Harold Schechter's newest book about 19th century serial murderer Belle Gunness uses storytelling and detailed research to tell the tale of a woman who, in a time when women were barely allowed to cross the street by themselves, managed to lure up to 14 men across the country and to their deaths. Part horror, part mystery and part court room drama "Hell's Princess" is a must read for true crime or history buffs.

Feb 27, 2019

I enjoyed this book a lot. It's laid out as a story in a way, that makes it a bit more interesting of a read. Would recommend!

Jan 01, 2019

The author uses documentation to piece together the story of Belle Gunness very well. It is written in story form and can capture you interest as to what she will do next. Very easy to believe how and why she was able to do and get away with it. It is not your gory story in trying to gross you out or shock you at her deeds...just factual as if you are the detective and trying to make sense out of all of it.

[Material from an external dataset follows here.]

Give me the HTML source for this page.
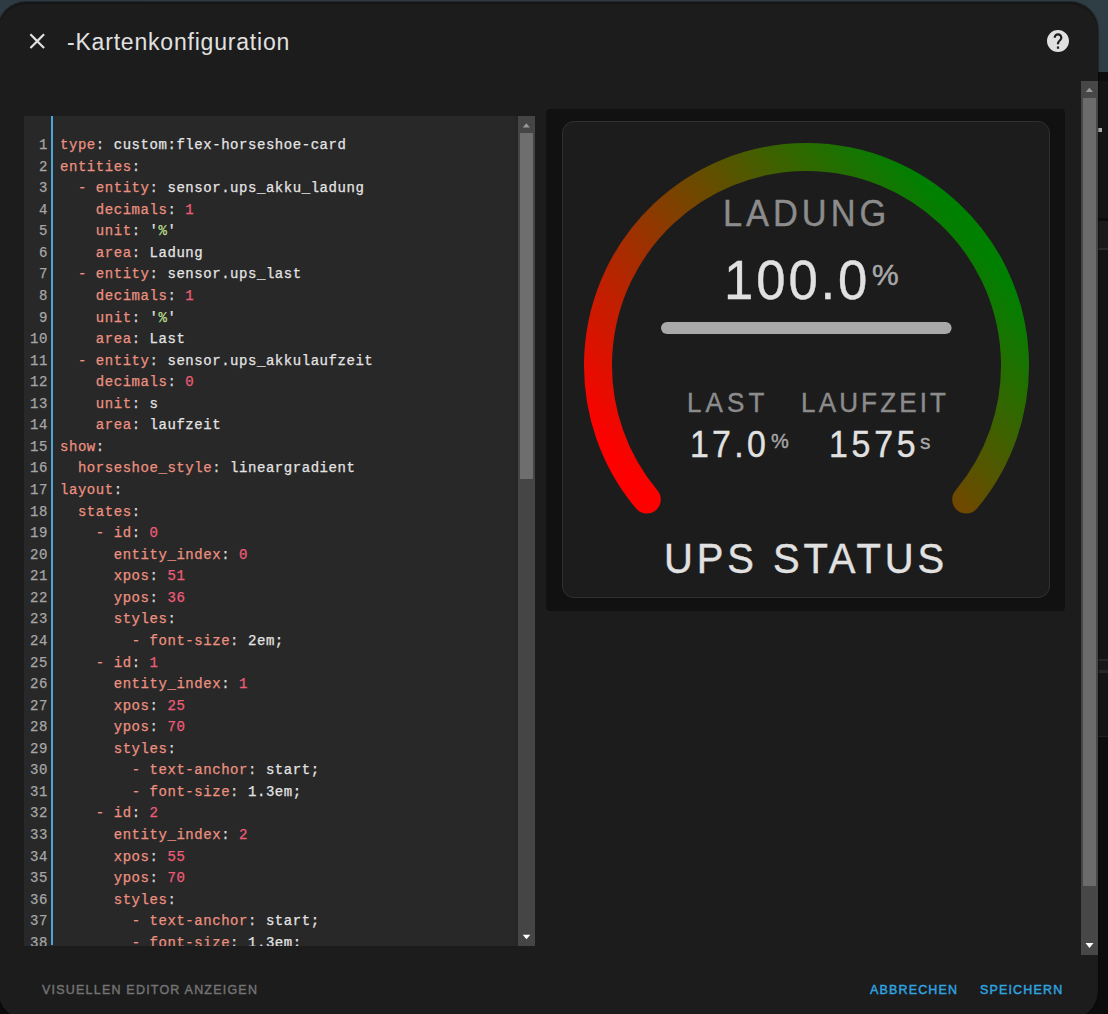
<!DOCTYPE html>
<html><head><meta charset="utf-8">
<style>
html,body{margin:0;padding:0;}
body{width:1108px;height:1014px;overflow:hidden;position:relative;background:#0c0c0c;font-family:"Liberation Sans",sans-serif;}
.abs{position:absolute;}
#topbg{left:0;top:0;width:1108px;height:72px;background:linear-gradient(90deg,#2e3b43 0%,#343c45 50%,#2f3d44 100%);}
#dlg{left:-2px;top:2px;width:1100px;height:1017px;background:#1c1c1c;border-radius:28px;box-shadow:inset 0 2px 1px rgba(0,0,0,0.22),0 0 1px 1px rgba(0,0,0,0.35);}
#title{left:67px;top:26.5px;font-size:23px;line-height:30px;color:#e1e1e1;white-space:nowrap;letter-spacing:0.8px;}
#editor{left:24px;top:116px;width:511px;height:830px;background:#282828;overflow:hidden;}
#gut{left:50.8px;top:116px;width:2.7px;height:829px;background:#4aa5dc;}
.code{font-family:"Liberation Mono",monospace;font-size:14px;letter-spacing:0.55px;white-space:pre;-webkit-text-stroke:0.25px currentColor;line-height:21.57px;}
#nums{left:-24px;top:19px;width:48px;text-align:right;color:#a6a6a6;}
#lines{left:36px;top:19px;color:#e0e0e0;}
.k{color:#ec9080;}
.p{color:#d8d8d8;}
.v{color:#e4e4e4;}
.n{color:#ee5c78;}
.g{color:#b8dc8c;}
#escroll{left:518px;top:116px;width:17px;height:830px;background:#454545;}
#ethumb{left:520px;top:133px;width:13px;height:346px;background:#6e6e6e;}
#gauge{left:546px;top:109px;width:519px;height:502px;background:#111111;border-radius:4px;}
#card{left:562px;top:121px;width:486px;height:475px;border:1px solid #303030;border-radius:12px;background:#1c1c1c;}
#scroll{left:1081px;top:81px;width:17px;height:874px;background:#474747;}
#thumb{left:1083px;top:98px;width:13px;height:788px;background:#6b6b6b;}
.lbl{color:#8c8c8c;white-space:nowrap;-webkit-text-stroke:0.4px #8c8c8c;}
.sx{transform:scaleX(0.93);transform-origin:0 0;}
.sd{transform:scaleX(0.94);transform-origin:0 0;}
.val{color:#e1e1e1;white-space:nowrap;-webkit-text-stroke:0.4px #e1e1e1;}
.btn{font-size:13.6px;font-weight:normal;letter-spacing:1.25px;white-space:nowrap;line-height:16px;transform:scaleX(0.92);transform-origin:0 0;-webkit-text-stroke:0.45px currentColor;}
</style></head><body>
<div id="topbg" class="abs"></div>
<div class="abs" style="left:1098px;top:72px;width:10px;height:9px;background:#0d0d0d;"></div>
<div class="abs" style="left:1098px;top:81px;width:10px;height:655px;background:#141414;"></div>
<div class="abs" style="left:1098px;top:736px;width:10px;height:1px;background:#202020;"></div>
<div class="abs" style="left:1098px;top:128px;width:4px;height:4px;background:#a8a8a8;"></div>
<div class="abs" style="left:1098px;top:218px;width:10px;height:3px;background:#0c0c0c;"></div>
<div class="abs" style="left:1098px;top:221px;width:10px;height:27px;background:#1a1a1a;"></div>
<div class="abs" style="left:1098px;top:248px;width:10px;height:2px;background:#2a2a2a;"></div>
<div class="abs" style="left:1098px;top:659px;width:10px;height:2px;background:#262626;"></div>
<div class="abs" style="left:1098px;top:661px;width:10px;height:9px;background:#181818;"></div>
<div class="abs" style="left:1098px;top:670px;width:10px;height:3px;background:#262626;"></div>
<div id="dlg" class="abs"></div>
<svg class="abs" style="left:0;top:0" width="1108" height="1014">
  <g transform="translate(24.2 28.1) scale(1.086)"><path fill="#e1e1e1" d="M19,6.41L17.59,5L12,10.59L6.41,5L5,6.41L10.59,12L5,17.59L6.41,19L12,13.41L17.59,19L19,17.59L13.41,12L19,6.41Z"/></g>
  <g transform="translate(1044.8 27.8) scale(1.1)"><path fill="#e1e1e1" d="M15.07,11.25L14.17,12.17C13.45,12.89 13,13.5 13,15H11V14.5C11,13.39 11.45,12.39 12.17,11.67L13.41,10.41C13.78,10.05 14,9.55 14,9C14,7.89 13.1,7 12,7A2,2 0 0,0 10,9H8A4,4 0 0,1 12,5A4,4 0 0,1 16,9C16,9.88 15.640,10.67 15.07,11.25M13,19H11V17H13M12,2A10,10 0 0,0 2,12A10,10 0 0,0 12,22A10,10 0 0,0 22,12C22,6.47 17.5,2 12,2Z"/></g>
</svg>
<div id="title" class="abs">-Kartenkonfiguration</div>

<div id="editor" class="abs"><div id="nums" class="abs code"><div>1</div><div>2</div><div>3</div><div>4</div><div>5</div><div>6</div><div>7</div><div>8</div><div>9</div><div>10</div><div>11</div><div>12</div><div>13</div><div>14</div><div>15</div><div>16</div><div>17</div><div>18</div><div>19</div><div>20</div><div>21</div><div>22</div><div>23</div><div>24</div><div>25</div><div>26</div><div>27</div><div>28</div><div>29</div><div>30</div><div>31</div><div>32</div><div>33</div><div>34</div><div>35</div><div>36</div><div>37</div><div>38</div></div><div id="lines" class="abs code"><div><span class="k">type</span><span class="p">: </span><span class="v">custom:flex-horseshoe-card</span></div><div><span class="k">entities</span><span class="p">:</span></div><div>  <span class="k">- entity</span><span class="p">: </span><span class="v">sensor.ups_akku_ladung</span></div><div>    <span class="k">decimals</span><span class="p">: </span><span class="n">1</span></div><div>    <span class="k">unit</span><span class="p">: </span><span class="v">&#x27;</span><span class="g">%</span><span class="v">&#x27;</span></div><div>    <span class="k">area</span><span class="p">: </span><span class="v">Ladung</span></div><div>  <span class="k">- entity</span><span class="p">: </span><span class="v">sensor.ups_last</span></div><div>    <span class="k">decimals</span><span class="p">: </span><span class="n">1</span></div><div>    <span class="k">unit</span><span class="p">: </span><span class="v">&#x27;</span><span class="g">%</span><span class="v">&#x27;</span></div><div>    <span class="k">area</span><span class="p">: </span><span class="v">Last</span></div><div>  <span class="k">- entity</span><span class="p">: </span><span class="v">sensor.ups_akkulaufzeit</span></div><div>    <span class="k">decimals</span><span class="p">: </span><span class="n">0</span></div><div>    <span class="k">unit</span><span class="p">: </span><span class="v">s</span></div><div>    <span class="k">area</span><span class="p">: </span><span class="v">laufzeit</span></div><div><span class="k">show</span><span class="p">:</span></div><div>  <span class="k">horseshoe_style</span><span class="p">: </span><span class="v">lineargradient</span></div><div><span class="k">layout</span><span class="p">:</span></div><div>  <span class="k">states</span><span class="p">:</span></div><div>    <span class="k">- id</span><span class="p">: </span><span class="n">0</span></div><div>      <span class="k">entity_index</span><span class="p">: </span><span class="n">0</span></div><div>      <span class="k">xpos</span><span class="p">: </span><span class="n">51</span></div><div>      <span class="k">ypos</span><span class="p">: </span><span class="n">36</span></div><div>      <span class="k">styles</span><span class="p">:</span></div><div>        <span class="k">- font-size</span><span class="p">: </span><span class="v">2em;</span></div><div>    <span class="k">- id</span><span class="p">: </span><span class="n">1</span></div><div>      <span class="k">entity_index</span><span class="p">: </span><span class="n">1</span></div><div>      <span class="k">xpos</span><span class="p">: </span><span class="n">25</span></div><div>      <span class="k">ypos</span><span class="p">: </span><span class="n">70</span></div><div>      <span class="k">styles</span><span class="p">:</span></div><div>        <span class="k">- text-anchor</span><span class="p">: </span><span class="v">start;</span></div><div>        <span class="k">- font-size</span><span class="p">: </span><span class="v">1.3em;</span></div><div>    <span class="k">- id</span><span class="p">: </span><span class="n">2</span></div><div>      <span class="k">entity_index</span><span class="p">: </span><span class="n">2</span></div><div>      <span class="k">xpos</span><span class="p">: </span><span class="n">55</span></div><div>      <span class="k">ypos</span><span class="p">: </span><span class="n">70</span></div><div>      <span class="k">styles</span><span class="p">:</span></div><div>        <span class="k">- text-anchor</span><span class="p">: </span><span class="v">start;</span></div><div>        <span class="k">- font-size</span><span class="p">: </span><span class="v">1.3em;</span></div></div></div>
<div id="gut" class="abs"></div>
<div class="abs" style="left:514.6px;top:116px;width:3.4px;height:830px;background:#262626;"></div>
<div id="escroll" class="abs"></div>
<div id="ethumb" class="abs"></div>

<div id="gauge" class="abs"></div>
<div id="card" class="abs"></div>
<svg class="abs" style="left:0;top:0" width="1108" height="1014">
  <defs>
    <linearGradient id="hg" gradientUnits="userSpaceOnUse" x1="966.22" y1="231.48" x2="646.78" y2="499.52">
      <stop offset="0" stop-color="#008000"/>
      <stop offset="1" stop-color="#ff0000"/>
    </linearGradient>
  </defs>
  <path d="M646.78 499.52 A208.5 208.5 0 1 1 966.22 499.52" stroke="url(#hg)" stroke-width="28" stroke-linecap="round" fill="none"/>
  <line x1="667" y1="328" x2="945.6" y2="328" stroke="#a9a9a9" stroke-width="12" stroke-linecap="round"/>
</svg>
<div class="abs lbl sx" style="left:723px;top:193px;font-size:37px;letter-spacing:4.26px;">LADUNG</div>
<div class="abs val sd" style="left:724px;top:247px;font-size:56px;letter-spacing:3.1px;">100.0</div>
<div class="abs lbl" style="left:872px;top:258px;font-size:30px;color:#a8a8a8;-webkit-text-stroke:0.5px #a8a8a8;">%</div>
<div class="abs lbl sx" style="left:687px;top:387px;font-size:28px;letter-spacing:4.44px;">LAST</div>
<div class="abs lbl sx" style="left:801px;top:387px;font-size:28px;letter-spacing:3.38px;">LAUFZEIT</div>
<div class="abs val sd" style="left:690px;top:424px;font-size:36px;letter-spacing:3.5px;">17.0</div>
<div class="abs lbl" style="left:771px;top:430px;font-size:20px;color:#a8a8a8;-webkit-text-stroke:0.35px #a8a8a8;">%</div>
<div class="abs val sd" style="left:829px;top:424px;font-size:36px;letter-spacing:4.04px;">1575</div>
<div class="abs lbl" style="left:920px;top:430px;font-size:21px;color:#a8a8a8;-webkit-text-stroke:0.35px #a8a8a8;">s</div>
<div class="abs val sx" style="left:664px;top:534px;font-size:43px;letter-spacing:4.19px;">UPS STATUS</div>

<div id="scroll" class="abs"></div>
<div id="thumb" class="abs"></div>
<svg class="abs" style="left:0;top:0" width="1108" height="1014">
  <path d="M1085.8 92 L1093 92 L1089.4 87.8 Z" fill="#9a9a9a"/>
  <path d="M1085.5 943 L1093.5 943 L1089.5 948 Z" fill="#ffffff"/>
  <path d="M522.8 127.5 L529.9 127.5 L526.35 123.2 Z" fill="#9a9a9a"/>
  <path d="M522.7 934.7 L530.3 934.7 L526.5 939.2 Z" fill="#ffffff"/>
</svg>

<div class="abs btn" style="left:42px;top:982px;color:#737373;letter-spacing:1.31px;">VISUELLEN EDITOR ANZEIGEN</div>
<div class="abs btn" style="left:870px;top:982px;color:#2fa5e0;">ABBRECHEN</div>
<div class="abs btn" style="left:980px;top:982px;color:#2fa5e0;">SPEICHERN</div>
</body></html>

PimaLib_ChristineR Nov 09, 2018

Maybe this just isn't my genre, but I found myself mired in detail that I didn't really need. Often I found myself flipping ahead to get to the point. The fact that her first husband conveniently died on the one day that his old insurance and new insurance policies overlapped, is given equal weight as the name and actions of someone sent to find a doctor.

Like other reviewers, I found the author's bias toward women, in particular, unpalatable. He makes reference to Belle and Ray going to town looking like "Jack Sprat and his wife" and says that based on her appearance, it's obvious that the draw must have been her good land, even after using quotes that shows she definitely had a physical draw on many of the men she seduced.

If you like really detailed yet biased biographies, you may find this appealing.

It must have taken some strength not to title this, "Hell's Belle."